30 agosto 2024

Venezia 81 - El Jockey | Pooja, sir | Sanatorium

El Jockey

Eccolo qui, il film strano della mostra, quello che ammicca in ogni modo possibile al pubblico fin dai primi minuti, che ci mette dentro balletti per Tik Tok, scene a camera fissa che funzionano da condividere, mettici poi le tematiche LGBTQ+ e la presenza di Ursula Corbero meglio nota come Tokyo chiamata a ballare e mostrare la sua bellezza, e sono sicura che qualcuno ci cascherà.
Io no. 


Sarà che lo stile di fondo è quello sporco e misero (nel senso che mostra la miseria) dell'Argentina che fu, sarà per la storia, molto confusa, molto strana appunto: quella di un fantino dipendente da droghe e alcool che corre per degli strozzini che tengono la sua carriera in ostaggio che scappa, dopo un incidente che lo cambia e lo spinge a trovare un nuovo se stesso.
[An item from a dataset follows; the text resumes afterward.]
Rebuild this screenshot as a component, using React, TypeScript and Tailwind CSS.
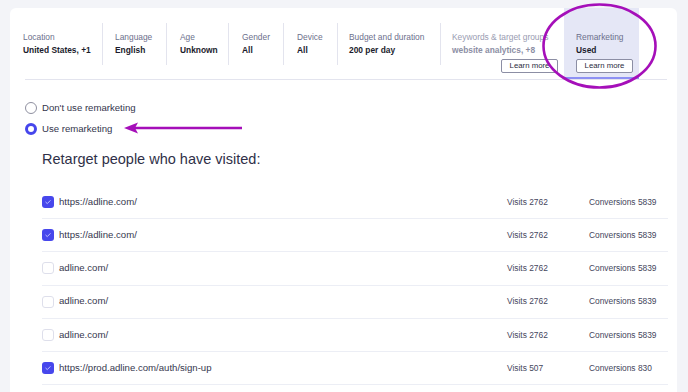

In realtà, si tratta di un accumulo di scene una più folle dell'altra in cui camminare sulle pareti, partorire se stesso pur non pesando un grammo, sperando che la somma faccia un film valido.
Non per me, anche se le risate del pubblico e gli applausi finali mi fanno già temere il peggio.

Pooja, sir

In una nazione divisa fra piccole e grandi comunità, queste differenze e queste comunità vanno raccontate.
Il cinema nepalese ha capito come farlo puntando sui film di genere.
Così il rapimento di due bambini durante le proteste di una comunità emarginata durante la stesura di una nuova costituzione, sono il modo per raccontarle queste differenze e le contraddizioni in cui buoni e cattivi nemmeno la polizia riesce a identificarli con chiarezza.
Ad indagare, una poliziotta che preferisce l'uso del genere maschile , che ha una relazione con l'infermiera che si occupa del padre che sempre piange il figlio maschio che non c'è più. 


Si allunga leggermente la trama tra inseguimenti, depistaggi e un'indagine non certo a prova di legalità occidentale.
La verità emerge in fretta, ma il regista Deepak Rauniyar tiene a sottolineare come la corruzione e una visione chiusa della società imperi ancora. Quando si può dichiarare giustizia fatta se sono i deboli, pur sbagliando, a finire dietro le sbarre?

Sanatorium

Osannati nel circuito dei cinefili, omaggiati e ispirazione per registi come Christopher Nolan, i fratelli Quay io non li conoscevo.
Mi sono fatta convincere dalla brevità di questo lungometraggio dopo anni di corti, dall'uso misto di animazione, stop-motion e riprese dal vero.
Il risultato?
Qualcosa di troppo distante da me e dalla mia idea di cinema.


Si parla di tempo, di esperienza del tempo e ci si perde in questo tempo fra frame che si ripetono uguali, ancora e ancora e ancora, e una linearità che non è prevista.
La storia tratta da un racconto di Bruno Schulz ruota attorno a un figlio in visita al padre morente in un sanatorio, ma c'è molto, molto altro che non so spiegare.
I colori cupi se non assenti e il restare chiuso dentro se stesso non mi ha aiutato a capirci di più del cinema dei Quay Brothers.
Partirò dal documentario omonimo realizzato proprio da Nolan in occasione della ristampa da lui curata dei loro corti, un buon modo per farci pace.